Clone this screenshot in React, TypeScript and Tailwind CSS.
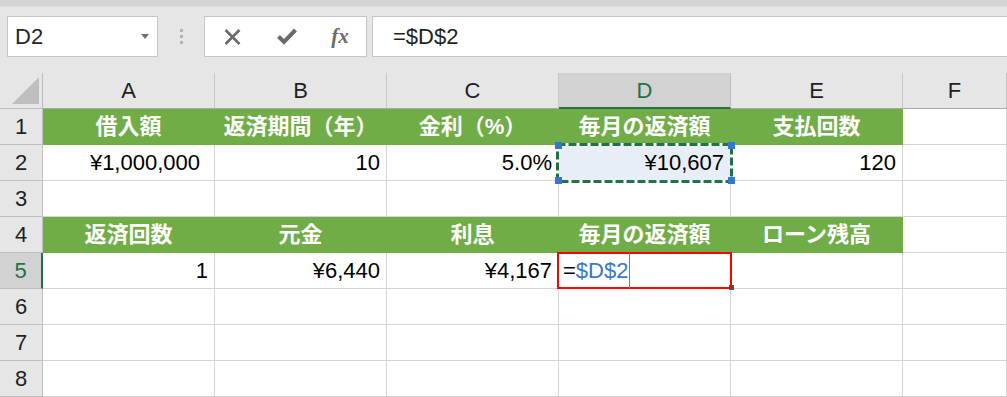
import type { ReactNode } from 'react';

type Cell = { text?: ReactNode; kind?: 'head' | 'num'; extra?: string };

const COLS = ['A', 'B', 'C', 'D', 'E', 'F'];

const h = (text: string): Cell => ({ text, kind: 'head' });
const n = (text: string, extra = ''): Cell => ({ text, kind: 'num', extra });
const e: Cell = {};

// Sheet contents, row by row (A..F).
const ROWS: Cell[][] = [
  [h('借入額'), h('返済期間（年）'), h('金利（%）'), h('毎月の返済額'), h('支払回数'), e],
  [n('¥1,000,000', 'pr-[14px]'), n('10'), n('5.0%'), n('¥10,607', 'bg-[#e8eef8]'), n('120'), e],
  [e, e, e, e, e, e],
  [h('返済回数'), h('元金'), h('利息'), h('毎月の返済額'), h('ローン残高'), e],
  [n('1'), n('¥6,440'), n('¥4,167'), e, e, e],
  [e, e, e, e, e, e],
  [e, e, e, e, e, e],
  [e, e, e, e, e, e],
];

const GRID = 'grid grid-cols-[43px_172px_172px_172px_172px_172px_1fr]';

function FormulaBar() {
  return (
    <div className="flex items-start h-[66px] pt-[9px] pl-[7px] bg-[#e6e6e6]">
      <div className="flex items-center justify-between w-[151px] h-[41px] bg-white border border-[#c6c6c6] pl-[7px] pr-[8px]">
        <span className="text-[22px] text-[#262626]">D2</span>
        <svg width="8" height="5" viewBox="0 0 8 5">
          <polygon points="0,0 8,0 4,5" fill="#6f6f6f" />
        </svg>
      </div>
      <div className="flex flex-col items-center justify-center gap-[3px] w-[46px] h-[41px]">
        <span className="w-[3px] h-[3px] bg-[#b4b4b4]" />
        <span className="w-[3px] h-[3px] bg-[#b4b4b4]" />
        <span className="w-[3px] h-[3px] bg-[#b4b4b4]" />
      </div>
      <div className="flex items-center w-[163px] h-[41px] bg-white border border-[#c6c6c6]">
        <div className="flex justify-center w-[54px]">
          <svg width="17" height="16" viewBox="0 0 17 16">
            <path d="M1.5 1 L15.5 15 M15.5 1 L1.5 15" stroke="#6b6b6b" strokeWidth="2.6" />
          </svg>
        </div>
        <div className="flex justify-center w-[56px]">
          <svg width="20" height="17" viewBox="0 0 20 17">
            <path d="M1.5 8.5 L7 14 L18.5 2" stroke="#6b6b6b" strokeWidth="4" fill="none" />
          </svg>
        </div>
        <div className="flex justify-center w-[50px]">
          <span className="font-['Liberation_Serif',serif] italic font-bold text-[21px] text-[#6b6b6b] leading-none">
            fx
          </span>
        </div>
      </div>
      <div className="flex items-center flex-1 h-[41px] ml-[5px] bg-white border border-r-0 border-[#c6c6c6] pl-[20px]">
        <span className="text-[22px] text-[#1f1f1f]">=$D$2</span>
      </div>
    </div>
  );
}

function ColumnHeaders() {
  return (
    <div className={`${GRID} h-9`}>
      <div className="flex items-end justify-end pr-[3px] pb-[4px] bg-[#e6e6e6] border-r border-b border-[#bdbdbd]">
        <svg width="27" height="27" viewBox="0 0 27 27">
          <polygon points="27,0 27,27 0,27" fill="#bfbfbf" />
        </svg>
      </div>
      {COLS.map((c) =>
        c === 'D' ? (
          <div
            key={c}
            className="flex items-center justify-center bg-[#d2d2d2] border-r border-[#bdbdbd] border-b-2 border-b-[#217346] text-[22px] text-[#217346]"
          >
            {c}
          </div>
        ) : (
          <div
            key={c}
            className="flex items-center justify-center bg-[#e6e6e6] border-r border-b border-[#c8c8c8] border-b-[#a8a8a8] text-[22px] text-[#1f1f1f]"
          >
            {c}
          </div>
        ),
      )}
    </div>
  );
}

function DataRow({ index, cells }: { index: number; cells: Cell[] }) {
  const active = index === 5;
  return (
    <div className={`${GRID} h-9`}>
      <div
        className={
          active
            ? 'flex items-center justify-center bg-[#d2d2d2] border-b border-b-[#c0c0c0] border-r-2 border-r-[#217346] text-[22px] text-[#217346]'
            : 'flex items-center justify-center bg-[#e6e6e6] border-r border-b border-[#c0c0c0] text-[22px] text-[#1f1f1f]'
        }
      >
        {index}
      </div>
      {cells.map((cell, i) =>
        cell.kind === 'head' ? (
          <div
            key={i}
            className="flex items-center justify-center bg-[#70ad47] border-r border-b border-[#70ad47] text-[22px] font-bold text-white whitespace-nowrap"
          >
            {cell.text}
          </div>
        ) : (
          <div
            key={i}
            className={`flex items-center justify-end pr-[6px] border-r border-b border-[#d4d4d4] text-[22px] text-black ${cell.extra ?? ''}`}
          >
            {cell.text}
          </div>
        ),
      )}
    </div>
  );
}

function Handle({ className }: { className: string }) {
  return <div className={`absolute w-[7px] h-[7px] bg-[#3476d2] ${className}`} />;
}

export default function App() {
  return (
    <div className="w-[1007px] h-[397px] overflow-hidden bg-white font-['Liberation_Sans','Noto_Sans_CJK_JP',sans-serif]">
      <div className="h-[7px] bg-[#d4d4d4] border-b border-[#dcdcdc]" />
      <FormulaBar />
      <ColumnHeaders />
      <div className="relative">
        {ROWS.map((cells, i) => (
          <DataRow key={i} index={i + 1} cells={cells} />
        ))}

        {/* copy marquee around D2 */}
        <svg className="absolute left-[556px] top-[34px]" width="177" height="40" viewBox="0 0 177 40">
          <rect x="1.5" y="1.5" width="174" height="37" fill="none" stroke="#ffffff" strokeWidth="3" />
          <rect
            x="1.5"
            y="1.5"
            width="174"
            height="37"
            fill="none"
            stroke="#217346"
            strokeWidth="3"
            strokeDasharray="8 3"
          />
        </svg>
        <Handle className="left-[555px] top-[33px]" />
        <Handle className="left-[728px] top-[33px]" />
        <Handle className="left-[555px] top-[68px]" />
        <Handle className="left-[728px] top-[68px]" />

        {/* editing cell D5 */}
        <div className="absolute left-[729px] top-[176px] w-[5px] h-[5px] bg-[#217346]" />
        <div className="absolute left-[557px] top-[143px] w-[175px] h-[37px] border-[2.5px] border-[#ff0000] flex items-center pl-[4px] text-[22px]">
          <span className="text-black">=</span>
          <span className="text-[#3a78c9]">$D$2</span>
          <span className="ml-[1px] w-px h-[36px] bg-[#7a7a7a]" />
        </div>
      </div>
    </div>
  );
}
========
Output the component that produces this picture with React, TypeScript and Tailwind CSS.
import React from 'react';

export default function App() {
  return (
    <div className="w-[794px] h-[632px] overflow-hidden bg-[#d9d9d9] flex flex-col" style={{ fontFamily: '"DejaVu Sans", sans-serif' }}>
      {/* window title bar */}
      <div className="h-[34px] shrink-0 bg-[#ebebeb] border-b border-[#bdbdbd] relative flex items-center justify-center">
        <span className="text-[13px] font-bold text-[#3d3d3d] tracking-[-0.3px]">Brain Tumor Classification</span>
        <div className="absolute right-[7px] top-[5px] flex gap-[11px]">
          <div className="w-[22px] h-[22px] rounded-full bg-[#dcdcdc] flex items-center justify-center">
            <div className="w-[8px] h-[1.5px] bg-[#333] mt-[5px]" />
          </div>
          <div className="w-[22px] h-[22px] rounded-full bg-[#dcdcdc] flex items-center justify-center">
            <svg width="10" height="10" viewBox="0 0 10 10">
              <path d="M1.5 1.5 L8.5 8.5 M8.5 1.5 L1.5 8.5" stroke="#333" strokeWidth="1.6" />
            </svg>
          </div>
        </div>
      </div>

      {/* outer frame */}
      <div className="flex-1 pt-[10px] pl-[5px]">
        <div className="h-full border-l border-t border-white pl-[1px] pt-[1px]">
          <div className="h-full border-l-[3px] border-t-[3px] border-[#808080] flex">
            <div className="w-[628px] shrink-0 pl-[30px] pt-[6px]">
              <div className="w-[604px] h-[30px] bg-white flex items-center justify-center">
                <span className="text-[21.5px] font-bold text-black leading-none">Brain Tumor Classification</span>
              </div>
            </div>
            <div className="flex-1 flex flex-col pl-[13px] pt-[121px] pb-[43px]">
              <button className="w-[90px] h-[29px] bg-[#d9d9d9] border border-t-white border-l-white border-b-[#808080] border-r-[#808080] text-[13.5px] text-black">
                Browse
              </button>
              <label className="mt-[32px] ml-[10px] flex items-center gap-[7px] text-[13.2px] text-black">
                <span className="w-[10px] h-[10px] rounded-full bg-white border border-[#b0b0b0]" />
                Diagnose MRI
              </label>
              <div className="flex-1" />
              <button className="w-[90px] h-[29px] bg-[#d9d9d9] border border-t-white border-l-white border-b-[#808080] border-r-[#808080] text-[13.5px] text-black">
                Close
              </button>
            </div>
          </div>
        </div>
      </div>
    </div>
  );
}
========
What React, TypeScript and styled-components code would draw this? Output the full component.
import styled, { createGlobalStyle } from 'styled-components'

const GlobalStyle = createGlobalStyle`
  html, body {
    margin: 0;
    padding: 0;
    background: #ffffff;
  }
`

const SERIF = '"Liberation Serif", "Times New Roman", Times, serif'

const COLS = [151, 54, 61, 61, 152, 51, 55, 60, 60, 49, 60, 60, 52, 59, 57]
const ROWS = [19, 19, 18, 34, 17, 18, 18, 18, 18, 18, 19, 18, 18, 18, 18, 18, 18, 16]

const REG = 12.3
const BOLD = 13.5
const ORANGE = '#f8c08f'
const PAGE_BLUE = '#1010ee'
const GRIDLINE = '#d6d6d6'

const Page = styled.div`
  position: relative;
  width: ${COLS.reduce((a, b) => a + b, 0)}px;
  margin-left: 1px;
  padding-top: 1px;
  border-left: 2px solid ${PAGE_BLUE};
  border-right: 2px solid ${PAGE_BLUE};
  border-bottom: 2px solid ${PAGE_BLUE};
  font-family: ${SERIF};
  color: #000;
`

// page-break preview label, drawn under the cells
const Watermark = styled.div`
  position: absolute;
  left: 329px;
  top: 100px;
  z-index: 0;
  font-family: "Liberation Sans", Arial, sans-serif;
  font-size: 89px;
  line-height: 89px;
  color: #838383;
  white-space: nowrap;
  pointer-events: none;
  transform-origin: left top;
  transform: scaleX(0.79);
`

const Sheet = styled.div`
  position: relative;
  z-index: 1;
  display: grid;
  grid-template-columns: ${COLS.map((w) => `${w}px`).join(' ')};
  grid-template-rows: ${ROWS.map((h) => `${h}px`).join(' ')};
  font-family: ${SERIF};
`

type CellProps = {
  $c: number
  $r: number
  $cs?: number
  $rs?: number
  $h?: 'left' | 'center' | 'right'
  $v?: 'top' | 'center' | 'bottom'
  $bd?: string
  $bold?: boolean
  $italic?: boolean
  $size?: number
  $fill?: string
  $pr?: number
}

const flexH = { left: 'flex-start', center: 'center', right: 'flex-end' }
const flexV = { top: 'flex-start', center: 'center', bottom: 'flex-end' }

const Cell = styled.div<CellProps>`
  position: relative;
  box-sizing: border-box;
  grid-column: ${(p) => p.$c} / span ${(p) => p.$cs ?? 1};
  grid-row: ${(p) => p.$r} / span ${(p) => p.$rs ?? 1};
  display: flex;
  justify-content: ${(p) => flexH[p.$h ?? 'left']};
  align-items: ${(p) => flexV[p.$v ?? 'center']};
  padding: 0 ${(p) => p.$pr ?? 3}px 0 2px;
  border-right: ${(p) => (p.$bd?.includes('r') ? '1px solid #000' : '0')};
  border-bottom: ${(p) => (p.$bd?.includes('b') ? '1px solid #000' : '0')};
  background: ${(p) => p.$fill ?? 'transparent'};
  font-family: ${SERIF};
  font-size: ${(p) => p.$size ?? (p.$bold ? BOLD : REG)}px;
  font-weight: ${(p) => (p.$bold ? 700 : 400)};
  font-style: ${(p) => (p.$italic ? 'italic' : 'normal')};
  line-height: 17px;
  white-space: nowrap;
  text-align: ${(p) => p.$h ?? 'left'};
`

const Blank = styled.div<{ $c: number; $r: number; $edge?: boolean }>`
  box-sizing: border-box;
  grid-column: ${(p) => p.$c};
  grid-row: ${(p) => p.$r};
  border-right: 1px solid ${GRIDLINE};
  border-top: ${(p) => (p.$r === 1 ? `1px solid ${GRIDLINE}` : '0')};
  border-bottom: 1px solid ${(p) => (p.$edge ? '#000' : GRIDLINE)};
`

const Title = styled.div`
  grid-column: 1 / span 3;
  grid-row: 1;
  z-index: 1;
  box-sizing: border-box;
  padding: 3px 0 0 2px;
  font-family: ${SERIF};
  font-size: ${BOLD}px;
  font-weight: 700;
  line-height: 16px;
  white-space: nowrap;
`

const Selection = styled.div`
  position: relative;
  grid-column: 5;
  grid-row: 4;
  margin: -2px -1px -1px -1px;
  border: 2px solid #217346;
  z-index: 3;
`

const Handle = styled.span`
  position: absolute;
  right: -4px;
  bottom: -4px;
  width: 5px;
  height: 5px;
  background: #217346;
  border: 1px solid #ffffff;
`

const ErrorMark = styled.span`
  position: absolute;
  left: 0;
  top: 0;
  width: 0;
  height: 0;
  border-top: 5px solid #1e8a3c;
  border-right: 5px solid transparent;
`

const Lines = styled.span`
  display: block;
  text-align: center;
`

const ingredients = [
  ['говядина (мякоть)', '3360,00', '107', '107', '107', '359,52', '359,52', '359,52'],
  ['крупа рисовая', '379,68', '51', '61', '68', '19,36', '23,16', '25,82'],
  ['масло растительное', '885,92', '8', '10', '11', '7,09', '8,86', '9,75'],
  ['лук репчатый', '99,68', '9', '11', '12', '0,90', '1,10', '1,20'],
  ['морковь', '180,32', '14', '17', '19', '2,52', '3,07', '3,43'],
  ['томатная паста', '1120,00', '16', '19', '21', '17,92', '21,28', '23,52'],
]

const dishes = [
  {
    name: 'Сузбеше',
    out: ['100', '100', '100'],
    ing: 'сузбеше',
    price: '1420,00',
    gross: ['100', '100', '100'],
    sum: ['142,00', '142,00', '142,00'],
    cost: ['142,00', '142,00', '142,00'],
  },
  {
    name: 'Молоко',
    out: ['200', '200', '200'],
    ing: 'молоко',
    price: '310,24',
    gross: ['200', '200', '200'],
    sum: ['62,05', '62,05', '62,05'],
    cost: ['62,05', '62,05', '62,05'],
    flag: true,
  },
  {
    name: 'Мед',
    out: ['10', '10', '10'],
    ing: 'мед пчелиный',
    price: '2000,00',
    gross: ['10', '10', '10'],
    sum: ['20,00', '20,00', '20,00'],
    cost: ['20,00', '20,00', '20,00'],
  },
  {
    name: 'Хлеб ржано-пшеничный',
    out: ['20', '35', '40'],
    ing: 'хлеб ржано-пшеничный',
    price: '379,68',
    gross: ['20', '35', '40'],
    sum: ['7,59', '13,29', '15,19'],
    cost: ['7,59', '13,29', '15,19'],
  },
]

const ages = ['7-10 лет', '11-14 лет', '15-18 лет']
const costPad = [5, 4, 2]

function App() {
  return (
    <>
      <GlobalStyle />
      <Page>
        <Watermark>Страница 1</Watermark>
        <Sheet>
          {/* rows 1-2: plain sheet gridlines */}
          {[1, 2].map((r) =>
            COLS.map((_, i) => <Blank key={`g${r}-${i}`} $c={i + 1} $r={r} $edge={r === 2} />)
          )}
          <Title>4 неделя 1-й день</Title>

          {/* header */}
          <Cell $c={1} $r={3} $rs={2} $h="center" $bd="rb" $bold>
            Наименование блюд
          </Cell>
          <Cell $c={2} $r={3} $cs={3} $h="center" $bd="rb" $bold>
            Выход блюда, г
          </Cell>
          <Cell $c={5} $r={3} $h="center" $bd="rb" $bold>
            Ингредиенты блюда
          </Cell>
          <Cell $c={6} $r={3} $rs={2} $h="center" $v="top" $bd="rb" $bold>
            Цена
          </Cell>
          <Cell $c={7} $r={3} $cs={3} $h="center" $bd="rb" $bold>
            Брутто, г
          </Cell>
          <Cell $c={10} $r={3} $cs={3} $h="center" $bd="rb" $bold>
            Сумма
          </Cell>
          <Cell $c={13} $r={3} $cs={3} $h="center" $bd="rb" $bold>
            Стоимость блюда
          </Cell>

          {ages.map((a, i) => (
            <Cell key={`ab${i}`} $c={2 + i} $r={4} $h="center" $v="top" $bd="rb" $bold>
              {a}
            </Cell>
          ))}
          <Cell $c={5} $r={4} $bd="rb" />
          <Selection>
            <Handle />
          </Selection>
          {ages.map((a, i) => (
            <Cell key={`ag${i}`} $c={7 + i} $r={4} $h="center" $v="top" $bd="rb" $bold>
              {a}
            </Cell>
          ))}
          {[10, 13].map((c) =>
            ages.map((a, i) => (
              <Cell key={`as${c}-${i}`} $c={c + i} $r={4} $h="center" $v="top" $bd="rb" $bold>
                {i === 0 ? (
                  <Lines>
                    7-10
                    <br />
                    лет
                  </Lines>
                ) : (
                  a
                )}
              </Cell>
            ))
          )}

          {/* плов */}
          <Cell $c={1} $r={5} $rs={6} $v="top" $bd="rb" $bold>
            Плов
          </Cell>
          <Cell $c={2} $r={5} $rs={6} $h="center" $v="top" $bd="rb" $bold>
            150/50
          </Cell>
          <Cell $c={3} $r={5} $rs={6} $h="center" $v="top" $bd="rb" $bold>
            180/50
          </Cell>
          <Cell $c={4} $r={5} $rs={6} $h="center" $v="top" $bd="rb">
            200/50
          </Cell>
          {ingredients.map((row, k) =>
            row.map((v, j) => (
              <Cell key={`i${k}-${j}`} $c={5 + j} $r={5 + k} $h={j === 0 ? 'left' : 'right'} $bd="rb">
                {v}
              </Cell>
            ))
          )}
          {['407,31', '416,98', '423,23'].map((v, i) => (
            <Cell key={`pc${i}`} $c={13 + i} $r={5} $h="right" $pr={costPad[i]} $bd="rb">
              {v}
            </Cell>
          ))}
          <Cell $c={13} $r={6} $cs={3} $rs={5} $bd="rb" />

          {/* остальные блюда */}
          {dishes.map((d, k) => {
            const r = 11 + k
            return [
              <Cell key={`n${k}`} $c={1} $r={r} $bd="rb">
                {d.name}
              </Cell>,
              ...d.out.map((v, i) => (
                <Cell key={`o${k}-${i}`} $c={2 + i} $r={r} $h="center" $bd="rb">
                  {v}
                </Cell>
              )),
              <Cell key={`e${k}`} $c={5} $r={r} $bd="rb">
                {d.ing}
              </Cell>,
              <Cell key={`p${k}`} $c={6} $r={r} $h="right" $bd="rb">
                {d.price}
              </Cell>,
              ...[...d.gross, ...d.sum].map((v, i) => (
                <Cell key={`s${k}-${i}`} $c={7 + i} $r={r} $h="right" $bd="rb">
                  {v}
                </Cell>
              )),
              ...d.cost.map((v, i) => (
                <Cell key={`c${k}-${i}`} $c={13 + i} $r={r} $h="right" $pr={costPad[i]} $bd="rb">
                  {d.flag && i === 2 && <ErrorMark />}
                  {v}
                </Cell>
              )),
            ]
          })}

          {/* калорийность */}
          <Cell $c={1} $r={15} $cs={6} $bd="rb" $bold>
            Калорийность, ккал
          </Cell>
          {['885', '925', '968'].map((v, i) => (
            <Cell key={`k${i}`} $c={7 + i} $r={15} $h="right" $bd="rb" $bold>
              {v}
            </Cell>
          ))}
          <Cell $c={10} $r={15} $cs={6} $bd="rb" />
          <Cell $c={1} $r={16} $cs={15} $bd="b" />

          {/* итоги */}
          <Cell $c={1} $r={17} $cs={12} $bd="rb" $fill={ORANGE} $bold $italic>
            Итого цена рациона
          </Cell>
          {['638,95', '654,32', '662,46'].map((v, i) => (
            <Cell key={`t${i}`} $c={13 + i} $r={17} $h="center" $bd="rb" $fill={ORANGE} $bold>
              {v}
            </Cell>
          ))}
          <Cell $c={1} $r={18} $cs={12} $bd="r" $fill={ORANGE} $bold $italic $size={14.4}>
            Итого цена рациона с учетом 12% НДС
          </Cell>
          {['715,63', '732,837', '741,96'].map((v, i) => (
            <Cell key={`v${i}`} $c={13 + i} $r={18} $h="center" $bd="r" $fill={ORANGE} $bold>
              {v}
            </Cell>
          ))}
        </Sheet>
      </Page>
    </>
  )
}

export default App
========
Work required :: Write out the lines from the one containing "Clone this screenshot" down to the one containing "const e: Cell", both included, exactly as they appear. Leave out any pictures.

Correct response ::
Clone this screenshot in React, TypeScript and Tailwind CSS.
import type { ReactNode } from 'react';

type Cell = { text?: ReactNode; kind?: 'head' | 'num'; extra?: string };

const COLS = ['A', 'B', 'C', 'D', 'E', 'F'];

const h = (text: string): Cell => ({ text, kind: 'head' });
const n = (text: string, extra = ''): Cell => ({ text, kind: 'num', extra });
const e: Cell = {};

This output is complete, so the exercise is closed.